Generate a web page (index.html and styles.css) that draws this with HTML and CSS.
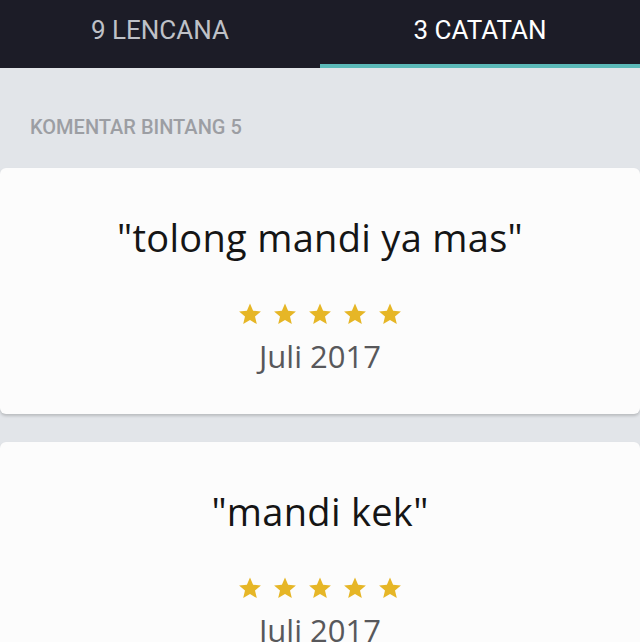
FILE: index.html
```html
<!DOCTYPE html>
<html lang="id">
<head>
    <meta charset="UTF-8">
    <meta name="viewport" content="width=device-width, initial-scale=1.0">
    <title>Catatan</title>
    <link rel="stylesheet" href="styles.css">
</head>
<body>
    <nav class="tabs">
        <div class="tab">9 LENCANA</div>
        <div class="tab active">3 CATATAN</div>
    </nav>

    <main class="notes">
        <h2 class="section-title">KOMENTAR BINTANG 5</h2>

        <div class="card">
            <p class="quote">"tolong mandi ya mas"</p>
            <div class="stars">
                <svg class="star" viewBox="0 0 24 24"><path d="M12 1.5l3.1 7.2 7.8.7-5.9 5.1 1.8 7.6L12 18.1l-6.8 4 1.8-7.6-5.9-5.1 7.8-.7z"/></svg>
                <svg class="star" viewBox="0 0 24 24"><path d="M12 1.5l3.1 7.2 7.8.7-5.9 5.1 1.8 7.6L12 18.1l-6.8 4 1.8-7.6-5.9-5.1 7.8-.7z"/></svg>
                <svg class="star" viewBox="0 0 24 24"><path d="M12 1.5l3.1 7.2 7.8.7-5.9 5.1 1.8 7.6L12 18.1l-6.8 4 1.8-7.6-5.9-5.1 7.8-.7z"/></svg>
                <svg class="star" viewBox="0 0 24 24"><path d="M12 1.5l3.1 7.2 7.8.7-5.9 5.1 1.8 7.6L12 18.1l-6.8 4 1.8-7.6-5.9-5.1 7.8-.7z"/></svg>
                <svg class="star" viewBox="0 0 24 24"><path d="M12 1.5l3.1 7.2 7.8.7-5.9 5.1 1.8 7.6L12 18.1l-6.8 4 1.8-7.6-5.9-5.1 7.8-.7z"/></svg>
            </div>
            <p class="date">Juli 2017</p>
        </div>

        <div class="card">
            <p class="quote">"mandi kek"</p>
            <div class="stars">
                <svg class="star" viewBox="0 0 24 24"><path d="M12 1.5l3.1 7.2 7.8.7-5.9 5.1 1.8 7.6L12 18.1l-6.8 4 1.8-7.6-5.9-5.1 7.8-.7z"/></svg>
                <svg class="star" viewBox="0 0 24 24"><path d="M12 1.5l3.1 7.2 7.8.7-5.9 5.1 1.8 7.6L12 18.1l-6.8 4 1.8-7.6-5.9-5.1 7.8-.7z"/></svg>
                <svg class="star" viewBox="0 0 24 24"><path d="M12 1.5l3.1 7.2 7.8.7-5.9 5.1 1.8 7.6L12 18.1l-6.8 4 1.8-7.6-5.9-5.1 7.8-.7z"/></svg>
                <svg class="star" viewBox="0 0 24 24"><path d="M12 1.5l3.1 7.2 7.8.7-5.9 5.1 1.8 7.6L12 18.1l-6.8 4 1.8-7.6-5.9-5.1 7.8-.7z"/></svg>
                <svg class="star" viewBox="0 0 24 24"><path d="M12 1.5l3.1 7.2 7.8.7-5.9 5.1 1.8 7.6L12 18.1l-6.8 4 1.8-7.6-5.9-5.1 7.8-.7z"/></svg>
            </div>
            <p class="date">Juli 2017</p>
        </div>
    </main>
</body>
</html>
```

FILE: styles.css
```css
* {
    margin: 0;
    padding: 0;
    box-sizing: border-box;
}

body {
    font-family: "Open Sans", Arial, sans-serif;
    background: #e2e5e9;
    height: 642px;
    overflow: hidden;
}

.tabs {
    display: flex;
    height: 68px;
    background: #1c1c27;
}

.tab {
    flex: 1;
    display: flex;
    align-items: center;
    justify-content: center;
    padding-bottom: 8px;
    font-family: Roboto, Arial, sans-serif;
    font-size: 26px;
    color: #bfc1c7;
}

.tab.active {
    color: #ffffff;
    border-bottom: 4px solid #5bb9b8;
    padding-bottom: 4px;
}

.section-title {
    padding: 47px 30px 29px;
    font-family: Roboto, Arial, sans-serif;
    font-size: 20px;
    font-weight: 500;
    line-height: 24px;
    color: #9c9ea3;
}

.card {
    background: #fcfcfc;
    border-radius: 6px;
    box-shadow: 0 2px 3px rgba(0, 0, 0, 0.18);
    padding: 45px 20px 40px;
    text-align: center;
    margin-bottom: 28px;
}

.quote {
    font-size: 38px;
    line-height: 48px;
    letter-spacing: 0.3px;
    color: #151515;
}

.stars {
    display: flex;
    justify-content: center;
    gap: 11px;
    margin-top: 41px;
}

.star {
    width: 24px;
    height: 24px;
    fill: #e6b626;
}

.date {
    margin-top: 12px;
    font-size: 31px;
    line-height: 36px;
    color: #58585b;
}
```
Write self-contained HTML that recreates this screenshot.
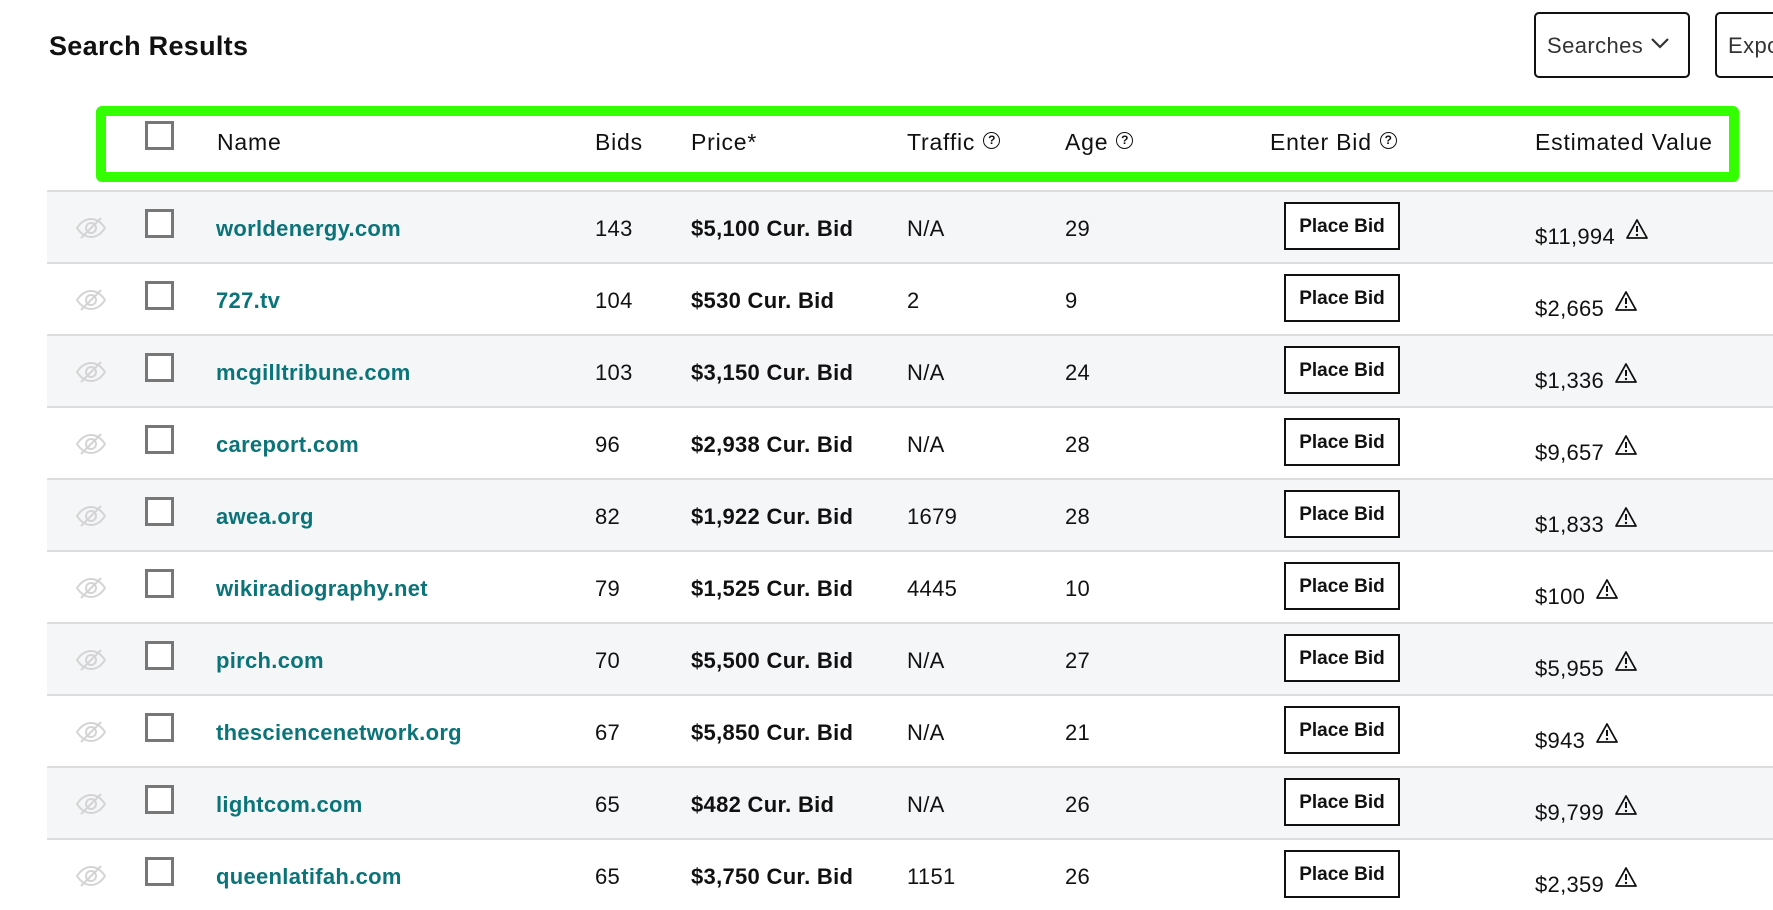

━━━

GOAL | Retype the records exactly. Any image in them should not appear in what you write.

ANSWER FOR THIS EXERCISE |
Generate a web page (index.html and styles.css) that draws this with HTML and CSS.
FILE: index.html
```html
<!DOCTYPE html>
<html lang="id">
<head>
    <meta charset="UTF-8">
    <meta name="viewport" content="width=device-width, initial-scale=1.0">
    <title>Catatan</title>
    <link rel="stylesheet" href="styles.css">
</head>
<body>
    <nav class="tabs">
        <div class="tab">9 LENCANA</div>
        <div class="tab active">3 CATATAN</div>
    </nav>

    <main class="notes">
        <h2 class="section-title">KOMENTAR BINTANG 5</h2>

        <div class="card">
            <p class="quote">"tolong mandi ya mas"</p>
            <div class="stars">
                <svg class="star" viewBox="0 0 24 24"><path d="M12 1.5l3.1 7.2 7.8.7-5.9 5.1 1.8 7.6L12 18.1l-6.8 4 1.8-7.6-5.9-5.1 7.8-.7z"/></svg>
                <svg class="star" viewBox="0 0 24 24"><path d="M12 1.5l3.1 7.2 7.8.7-5.9 5.1 1.8 7.6L12 18.1l-6.8 4 1.8-7.6-5.9-5.1 7.8-.7z"/></svg>
                <svg class="star" viewBox="0 0 24 24"><path d="M12 1.5l3.1 7.2 7.8.7-5.9 5.1 1.8 7.6L12 18.1l-6.8 4 1.8-7.6-5.9-5.1 7.8-.7z"/></svg>
                <svg class="star" viewBox="0 0 24 24"><path d="M12 1.5l3.1 7.2 7.8.7-5.9 5.1 1.8 7.6L12 18.1l-6.8 4 1.8-7.6-5.9-5.1 7.8-.7z"/></svg>
                <svg class="star" viewBox="0 0 24 24"><path d="M12 1.5l3.1 7.2 7.8.7-5.9 5.1 1.8 7.6L12 18.1l-6.8 4 1.8-7.6-5.9-5.1 7.8-.7z"/></svg>
            </div>
            <p class="date">Juli 2017</p>
        </div>

        <div class="card">
            <p class="quote">"mandi kek"</p>
            <div class="stars">
                <svg class="star" viewBox="0 0 24 24"><path d="M12 1.5l3.1 7.2 7.8.7-5.9 5.1 1.8 7.6L12 18.1l-6.8 4 1.8-7.6-5.9-5.1 7.8-.7z"/></svg>
                <svg class="star" viewBox="0 0 24 24"><path d="M12 1.5l3.1 7.2 7.8.7-5.9 5.1 1.8 7.6L12 18.1l-6.8 4 1.8-7.6-5.9-5.1 7.8-.7z"/></svg>
                <svg class="star" viewBox="0 0 24 24"><path d="M12 1.5l3.1 7.2 7.8.7-5.9 5.1 1.8 7.6L12 18.1l-6.8 4 1.8-7.6-5.9-5.1 7.8-.7z"/></svg>
                <svg class="star" viewBox="0 0 24 24"><path d="M12 1.5l3.1 7.2 7.8.7-5.9 5.1 1.8 7.6L12 18.1l-6.8 4 1.8-7.6-5.9-5.1 7.8-.7z"/></svg>
                <svg class="star" viewBox="0 0 24 24"><path d="M12 1.5l3.1 7.2 7.8.7-5.9 5.1 1.8 7.6L12 18.1l-6.8 4 1.8-7.6-5.9-5.1 7.8-.7z"/></svg>
            </div>
            <p class="date">Juli 2017</p>
        </div>
    </main>
</body>
</html>
```

FILE: styles.css
```css
* {
    margin: 0;
    padding: 0;
    box-sizing: border-box;
}

body {
    font-family: "Open Sans", Arial, sans-serif;
    background: #e2e5e9;
    height: 642px;
    overflow: hidden;
}

.tabs {
    display: flex;
    height: 68px;
    background: #1c1c27;
}

.tab {
    flex: 1;
    display: flex;
    align-items: center;
    justify-content: center;
    padding-bottom: 8px;
    font-family: Roboto, Arial, sans-serif;
    font-size: 26px;
    color: #bfc1c7;
}

.tab.active {
    color: #ffffff;
    border-bottom: 4px solid #5bb9b8;
    padding-bottom: 4px;
}

.section-title {
    padding: 47px 30px 29px;
    font-family: Roboto, Arial, sans-serif;
    font-size: 20px;
    font-weight: 500;
    line-height: 24px;
    color: #9c9ea3;
}

.card {
    background: #fcfcfc;
    border-radius: 6px;
    box-shadow: 0 2px 3px rgba(0, 0, 0, 0.18);
    padding: 45px 20px 40px;
    text-align: center;
    margin-bottom: 28px;
}

.quote {
    font-size: 38px;
    line-height: 48px;
    letter-spacing: 0.3px;
    color: #151515;
}

.stars {
    display: flex;
    justify-content: center;
    gap: 11px;
    margin-top: 41px;
}

.star {
    width: 24px;
    height: 24px;
    fill: #e6b626;
}

.date {
    margin-top: 12px;
    font-size: 31px;
    line-height: 36px;
    color: #58585b;
}
```
Write self-contained HTML that recreates this screenshot.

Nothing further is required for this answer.